◆ What is expected:
Would you transcribe the listing that follows, character for character, and omit its images?

◆ Supplied information:
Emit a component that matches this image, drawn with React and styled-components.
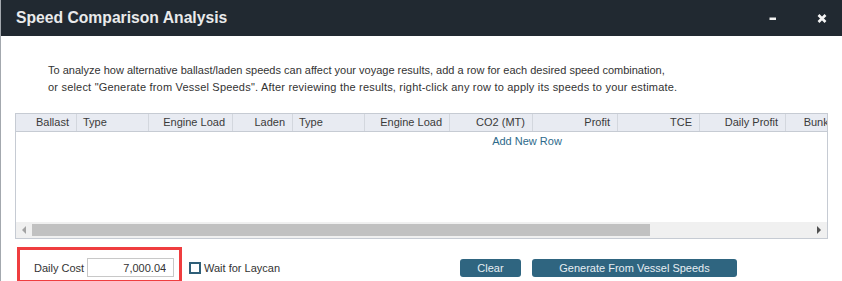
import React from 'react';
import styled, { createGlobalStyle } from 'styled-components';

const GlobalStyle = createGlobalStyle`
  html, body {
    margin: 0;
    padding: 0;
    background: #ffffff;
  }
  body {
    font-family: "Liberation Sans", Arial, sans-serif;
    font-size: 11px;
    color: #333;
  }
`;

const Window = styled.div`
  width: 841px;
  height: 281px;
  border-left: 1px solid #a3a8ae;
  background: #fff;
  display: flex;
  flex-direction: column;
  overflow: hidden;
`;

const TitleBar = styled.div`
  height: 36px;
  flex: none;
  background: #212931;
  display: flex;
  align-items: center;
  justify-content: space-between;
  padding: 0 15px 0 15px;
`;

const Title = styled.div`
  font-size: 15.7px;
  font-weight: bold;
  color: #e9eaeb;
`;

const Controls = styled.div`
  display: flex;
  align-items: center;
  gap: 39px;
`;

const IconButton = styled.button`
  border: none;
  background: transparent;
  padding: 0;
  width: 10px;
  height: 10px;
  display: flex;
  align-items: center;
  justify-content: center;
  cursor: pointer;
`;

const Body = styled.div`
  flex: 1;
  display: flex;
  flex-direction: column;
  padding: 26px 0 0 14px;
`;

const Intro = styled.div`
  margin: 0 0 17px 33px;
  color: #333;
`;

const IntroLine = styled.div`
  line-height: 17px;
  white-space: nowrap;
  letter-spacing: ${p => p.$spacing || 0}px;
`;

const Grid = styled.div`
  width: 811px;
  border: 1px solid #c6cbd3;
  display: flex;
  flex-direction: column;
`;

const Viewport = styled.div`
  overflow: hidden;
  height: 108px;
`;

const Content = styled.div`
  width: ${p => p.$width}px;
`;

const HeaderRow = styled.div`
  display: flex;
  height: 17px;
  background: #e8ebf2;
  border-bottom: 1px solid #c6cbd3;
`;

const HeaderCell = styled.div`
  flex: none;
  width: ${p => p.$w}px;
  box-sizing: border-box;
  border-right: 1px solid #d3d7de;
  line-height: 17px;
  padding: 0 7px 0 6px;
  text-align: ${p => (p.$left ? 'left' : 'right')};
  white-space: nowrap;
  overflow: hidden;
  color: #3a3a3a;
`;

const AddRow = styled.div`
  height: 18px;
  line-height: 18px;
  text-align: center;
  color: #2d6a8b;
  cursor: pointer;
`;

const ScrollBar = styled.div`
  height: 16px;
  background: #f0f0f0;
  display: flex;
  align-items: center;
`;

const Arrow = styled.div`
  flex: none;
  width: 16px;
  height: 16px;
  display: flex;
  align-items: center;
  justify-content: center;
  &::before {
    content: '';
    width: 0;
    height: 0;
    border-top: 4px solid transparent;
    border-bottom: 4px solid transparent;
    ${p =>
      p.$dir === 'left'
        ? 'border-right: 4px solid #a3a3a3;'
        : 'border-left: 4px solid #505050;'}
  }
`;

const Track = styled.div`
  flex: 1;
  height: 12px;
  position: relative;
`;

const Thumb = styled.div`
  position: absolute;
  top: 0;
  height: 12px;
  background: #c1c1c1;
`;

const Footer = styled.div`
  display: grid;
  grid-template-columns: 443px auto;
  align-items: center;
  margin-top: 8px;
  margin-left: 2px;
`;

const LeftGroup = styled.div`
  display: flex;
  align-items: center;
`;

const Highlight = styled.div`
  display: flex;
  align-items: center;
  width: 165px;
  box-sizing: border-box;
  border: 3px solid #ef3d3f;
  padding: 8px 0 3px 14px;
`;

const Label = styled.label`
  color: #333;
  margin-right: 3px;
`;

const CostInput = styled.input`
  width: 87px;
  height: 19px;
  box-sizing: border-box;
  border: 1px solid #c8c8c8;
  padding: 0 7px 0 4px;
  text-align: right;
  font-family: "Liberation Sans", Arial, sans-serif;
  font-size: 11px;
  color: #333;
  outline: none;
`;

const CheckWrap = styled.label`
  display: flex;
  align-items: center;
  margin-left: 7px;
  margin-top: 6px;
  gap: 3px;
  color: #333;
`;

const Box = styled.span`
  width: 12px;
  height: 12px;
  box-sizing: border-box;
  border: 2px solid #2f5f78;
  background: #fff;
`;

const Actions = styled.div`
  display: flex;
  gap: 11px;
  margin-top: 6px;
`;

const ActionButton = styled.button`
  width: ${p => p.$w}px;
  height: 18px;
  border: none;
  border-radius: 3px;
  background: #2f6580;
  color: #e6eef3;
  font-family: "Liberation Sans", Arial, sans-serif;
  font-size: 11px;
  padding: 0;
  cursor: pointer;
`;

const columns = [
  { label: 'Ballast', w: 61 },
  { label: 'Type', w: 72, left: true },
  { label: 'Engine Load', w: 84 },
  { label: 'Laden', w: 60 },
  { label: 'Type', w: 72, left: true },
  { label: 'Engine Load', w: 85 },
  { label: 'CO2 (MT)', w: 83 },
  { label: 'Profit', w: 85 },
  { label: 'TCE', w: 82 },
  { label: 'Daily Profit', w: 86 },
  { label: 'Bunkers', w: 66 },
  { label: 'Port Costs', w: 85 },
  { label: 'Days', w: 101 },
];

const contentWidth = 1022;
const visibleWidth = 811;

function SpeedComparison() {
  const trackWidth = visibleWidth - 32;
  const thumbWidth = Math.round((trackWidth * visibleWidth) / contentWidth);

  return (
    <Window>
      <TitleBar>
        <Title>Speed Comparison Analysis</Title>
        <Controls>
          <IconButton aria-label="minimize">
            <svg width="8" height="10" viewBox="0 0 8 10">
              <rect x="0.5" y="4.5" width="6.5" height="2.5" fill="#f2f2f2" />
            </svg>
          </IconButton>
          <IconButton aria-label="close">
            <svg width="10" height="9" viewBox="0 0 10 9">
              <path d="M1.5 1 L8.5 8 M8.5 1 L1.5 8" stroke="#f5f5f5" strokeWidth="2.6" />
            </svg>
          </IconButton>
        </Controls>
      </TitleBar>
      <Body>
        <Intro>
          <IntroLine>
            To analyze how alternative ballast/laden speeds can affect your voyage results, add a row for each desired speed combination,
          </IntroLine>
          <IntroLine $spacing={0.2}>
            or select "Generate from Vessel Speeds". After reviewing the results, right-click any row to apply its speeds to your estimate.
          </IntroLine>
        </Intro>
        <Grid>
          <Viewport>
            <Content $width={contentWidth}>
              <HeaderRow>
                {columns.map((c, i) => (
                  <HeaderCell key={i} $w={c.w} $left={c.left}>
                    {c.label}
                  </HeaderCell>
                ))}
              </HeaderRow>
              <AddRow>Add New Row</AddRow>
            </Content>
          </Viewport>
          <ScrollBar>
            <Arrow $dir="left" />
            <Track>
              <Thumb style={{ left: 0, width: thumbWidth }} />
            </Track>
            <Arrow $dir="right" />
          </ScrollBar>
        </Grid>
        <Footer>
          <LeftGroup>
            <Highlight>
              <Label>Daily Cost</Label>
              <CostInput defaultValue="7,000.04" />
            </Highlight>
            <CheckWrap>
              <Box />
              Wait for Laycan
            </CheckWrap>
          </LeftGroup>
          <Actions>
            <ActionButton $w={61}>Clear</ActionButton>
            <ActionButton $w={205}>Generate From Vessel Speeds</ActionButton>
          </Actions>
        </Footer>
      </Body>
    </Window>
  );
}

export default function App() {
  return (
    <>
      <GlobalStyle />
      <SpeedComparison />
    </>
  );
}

◆ Result for this task:
Emit a component that matches this image, drawn with React and styled-components.
import React from 'react';
import styled, { createGlobalStyle } from 'styled-components';

const GlobalStyle = createGlobalStyle`
  html, body {
    margin: 0;
    padding: 0;
    background: #ffffff;
  }
  body {
    font-family: "Liberation Sans", Arial, sans-serif;
    font-size: 11px;
    color: #333;
  }
`;

const Window = styled.div`
  width: 841px;
  height: 281px;
  border-left: 1px solid #a3a8ae;
  background: #fff;
  display: flex;
  flex-direction: column;
  overflow: hidden;
`;

const TitleBar = styled.div`
  height: 36px;
  flex: none;
  background: #212931;
  display: flex;
  align-items: center;
  justify-content: space-between;
  padding: 0 15px 0 15px;
`;

const Title = styled.div`
  font-size: 15.7px;
  font-weight: bold;
  color: #e9eaeb;
`;

const Controls = styled.div`
  display: flex;
  align-items: center;
  gap: 39px;
`;

const IconButton = styled.button`
  border: none;
  background: transparent;
  padding: 0;
  width: 10px;
  height: 10px;
  display: flex;
  align-items: center;
  justify-content: center;
  cursor: pointer;
`;

const Body = styled.div`
  flex: 1;
  display: flex;
  flex-direction: column;
  padding: 26px 0 0 14px;
`;

const Intro = styled.div`
  margin: 0 0 17px 33px;
  color: #333;
`;

const IntroLine = styled.div`
  line-height: 17px;
  white-space: nowrap;
  letter-spacing: ${p => p.$spacing || 0}px;
`;

const Grid = styled.div`
  width: 811px;
  border: 1px solid #c6cbd3;
  display: flex;
  flex-direction: column;
`;

const Viewport = styled.div`
  overflow: hidden;
  height: 108px;
`;

const Content = styled.div`
  width: ${p => p.$width}px;
`;

const HeaderRow = styled.div`
  display: flex;
  height: 17px;
  background: #e8ebf2;
  border-bottom: 1px solid #c6cbd3;
`;

const HeaderCell = styled.div`
  flex: none;
  width: ${p => p.$w}px;
  box-sizing: border-box;
  border-right: 1px solid #d3d7de;
  line-height: 17px;
  padding: 0 7px 0 6px;
  text-align: ${p => (p.$left ? 'left' : 'right')};
  white-space: nowrap;
  overflow: hidden;
  color: #3a3a3a;
`;

const AddRow = styled.div`
  height: 18px;
  line-height: 18px;
  text-align: center;
  color: #2d6a8b;
  cursor: pointer;
`;

const ScrollBar = styled.div`
  height: 16px;
  background: #f0f0f0;
  display: flex;
  align-items: center;
`;

const Arrow = styled.div`
  flex: none;
  width: 16px;
  height: 16px;
  display: flex;
  align-items: center;
  justify-content: center;
  &::before {
    content: '';
    width: 0;
    height: 0;
    border-top: 4px solid transparent;
    border-bottom: 4px solid transparent;
    ${p =>
      p.$dir === 'left'
        ? 'border-right: 4px solid #a3a3a3;'
        : 'border-left: 4px solid #505050;'}
  }
`;

const Track = styled.div`
  flex: 1;
  height: 12px;
  position: relative;
`;

const Thumb = styled.div`
  position: absolute;
  top: 0;
  height: 12px;
  background: #c1c1c1;
`;

const Footer = styled.div`
  display: grid;
  grid-template-columns: 443px auto;
  align-items: center;
  margin-top: 8px;
  margin-left: 2px;
`;

const LeftGroup = styled.div`
  display: flex;
  align-items: center;
`;

const Highlight = styled.div`
  display: flex;
  align-items: center;
  width: 165px;
  box-sizing: border-box;
  border: 3px solid #ef3d3f;
  padding: 8px 0 3px 14px;
`;

const Label = styled.label`
  color: #333;
  margin-right: 3px;
`;

const CostInput = styled.input`
  width: 87px;
  height: 19px;
  box-sizing: border-box;
  border: 1px solid #c8c8c8;
  padding: 0 7px 0 4px;
  text-align: right;
  font-family: "Liberation Sans", Arial, sans-serif;
  font-size: 11px;
  color: #333;
  outline: none;
`;

const CheckWrap = styled.label`
  display: flex;
  align-items: center;
  margin-left: 7px;
  margin-top: 6px;
  gap: 3px;
  color: #333;
`;

const Box = styled.span`
  width: 12px;
  height: 12px;
  box-sizing: border-box;
  border: 2px solid #2f5f78;
  background: #fff;
`;

const Actions = styled.div`
  display: flex;
  gap: 11px;
  margin-top: 6px;
`;

const ActionButton = styled.button`
  width: ${p => p.$w}px;
  height: 18px;
  border: none;
  border-radius: 3px;
  background: #2f6580;
  color: #e6eef3;
  font-family: "Liberation Sans", Arial, sans-serif;
  font-size: 11px;
  padding: 0;
  cursor: pointer;
`;

const columns = [
  { label: 'Ballast', w: 61 },
  { label: 'Type', w: 72, left: true },
  { label: 'Engine Load', w: 84 },
  { label: 'Laden', w: 60 },
  { label: 'Type', w: 72, left: true },
  { label: 'Engine Load', w: 85 },
  { label: 'CO2 (MT)', w: 83 },
  { label: 'Profit', w: 85 },
  { label: 'TCE', w: 82 },
  { label: 'Daily Profit', w: 86 },
  { label: 'Bunkers', w: 66 },
  { label: 'Port Costs', w: 85 },
  { label: 'Days', w: 101 },
];

const contentWidth = 1022;
const visibleWidth = 811;

function SpeedComparison() {
  const trackWidth = visibleWidth - 32;
  const thumbWidth = Math.round((trackWidth * visibleWidth) / contentWidth);

  return (
    <Window>
      <TitleBar>
        <Title>Speed Comparison Analysis</Title>
        <Controls>
          <IconButton aria-label="minimize">
            <svg width="8" height="10" viewBox="0 0 8 10">
              <rect x="0.5" y="4.5" width="6.5" height="2.5" fill="#f2f2f2" />
            </svg>
          </IconButton>
          <IconButton aria-label="close">
            <svg width="10" height="9" viewBox="0 0 10 9">
              <path d="M1.5 1 L8.5 8 M8.5 1 L1.5 8" stroke="#f5f5f5" strokeWidth="2.6" />
            </svg>
          </IconButton>
        </Controls>
      </TitleBar>
      <Body>
        <Intro>
          <IntroLine>
            To analyze how alternative ballast/laden speeds can affect your voyage results, add a row for each desired speed combination,
          </IntroLine>
          <IntroLine $spacing={0.2}>
            or select "Generate from Vessel Speeds". After reviewing the results, right-click any row to apply its speeds to your estimate.
          </IntroLine>
        </Intro>
        <Grid>
          <Viewport>
            <Content $width={contentWidth}>
              <HeaderRow>
                {columns.map((c, i) => (
                  <HeaderCell key={i} $w={c.w} $left={c.left}>
                    {c.label}
                  </HeaderCell>
                ))}
              </HeaderRow>
              <AddRow>Add New Row</AddRow>
            </Content>
          </Viewport>
          <ScrollBar>
            <Arrow $dir="left" />
            <Track>
              <Thumb style={{ left: 0, width: thumbWidth }} />
            </Track>
            <Arrow $dir="right" />
          </ScrollBar>
        </Grid>
        <Footer>
          <LeftGroup>
            <Highlight>
              <Label>Daily Cost</Label>
              <CostInput defaultValue="7,000.04" />
            </Highlight>
            <CheckWrap>
              <Box />
              Wait for Laycan
            </CheckWrap>
          </LeftGroup>
          <Actions>
            <ActionButton $w={61}>Clear</ActionButton>
            <ActionButton $w={205}>Generate From Vessel Speeds</ActionButton>
          </Actions>
        </Footer>
      </Body>
    </Window>
  );
}

export default function App() {
  return (
    <>
      <GlobalStyle />
      <SpeedComparison />
    </>
  );
}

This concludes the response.